The kids have way too much freedom of speech which in my opinion becomes disrespectful, and he tolerates it. My 17 year old is defiant with me and combative and ditching classes at high school now. We had such a heated argument over his sagging pants, I had to put him out of my house. They don't want to stay with me, it is so obvious to me, and I am so upset, but maybe they need to live with their father now, especially as I believe their father has done nothing but nurture the behavior. I am so frustrated, and my 14 year old is starting to act up as well, grades are falling, following right behind the other brother. I see his teachers and principal more than I see my own family members.
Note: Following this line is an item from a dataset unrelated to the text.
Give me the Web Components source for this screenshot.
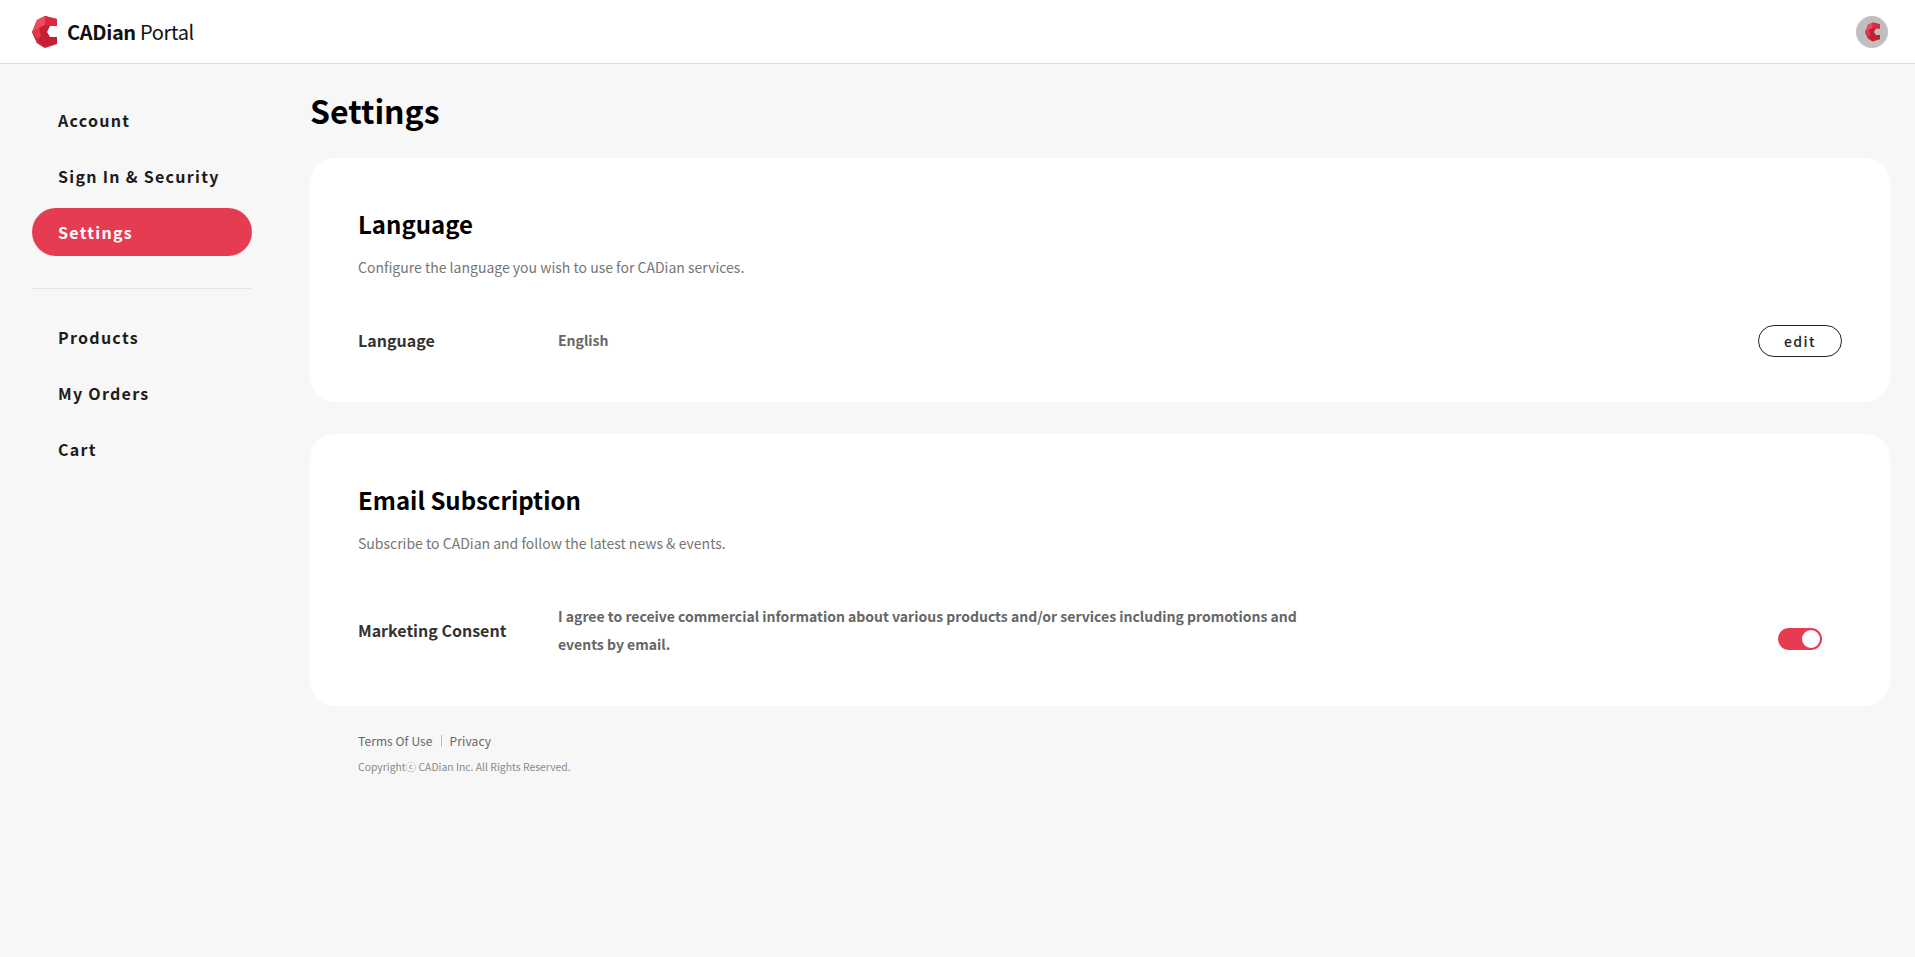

I have always fought to keep us together, it was for that reason I declined any payments by my husband, leaving him to do the right thing, but now, I'm worn out, and their father is no help. I hate to see my sons leave, but I think it may be for the best, let their father deal with it 24/7 instead of 2 days a week, and maybe it will change the way he's been handling them -- I just don't know.
You may not like my answer, but here it is anyway.
These teens are both boys. They may just need more time with their dad. As for his changing his behavior maybe or maybe not. What I don't think is helping any of you is your judgmental attitude. If you are happy with your parenting and how you handle your sons then let your ex work his relationship out with his children himself.
Often parents make the mistake of believing their parenting style is superior to the other parent. This is NEVER helpful to their relationship or the relationships between them and the child.
Your husband maybe trying to be their friend because he feels guilty about being a weekend dad. Many father make this mistake however they often figure out how this work when they have the children full time.
You stated above that he lets them have too much freedom of speech. These are 14 and 17 year olds growing into adults. Being able to speak their minds is important and critical in any relationship with the exception of emotional abuse. If they are just "talking back," then maybe it is you who needs to loosen the rope a little.
As for the falling grades it sounds like something else is going on here. Have you checked to see if alcohol or experimentation with drugs is a possibility?
If you ex is game I strongly encourage you to get into family counseling now. A successful family counselor will get to the bottom of these problems. Even if your ex won't go it would be good for you and the children.
Being a parent is the hardest job in the world and being a single parent is an incredible task. Your sons are lucky you care so much and may not appreciate you for many years however, things will work out. Have faith that what you have accomplished so far will stick with them in the long run.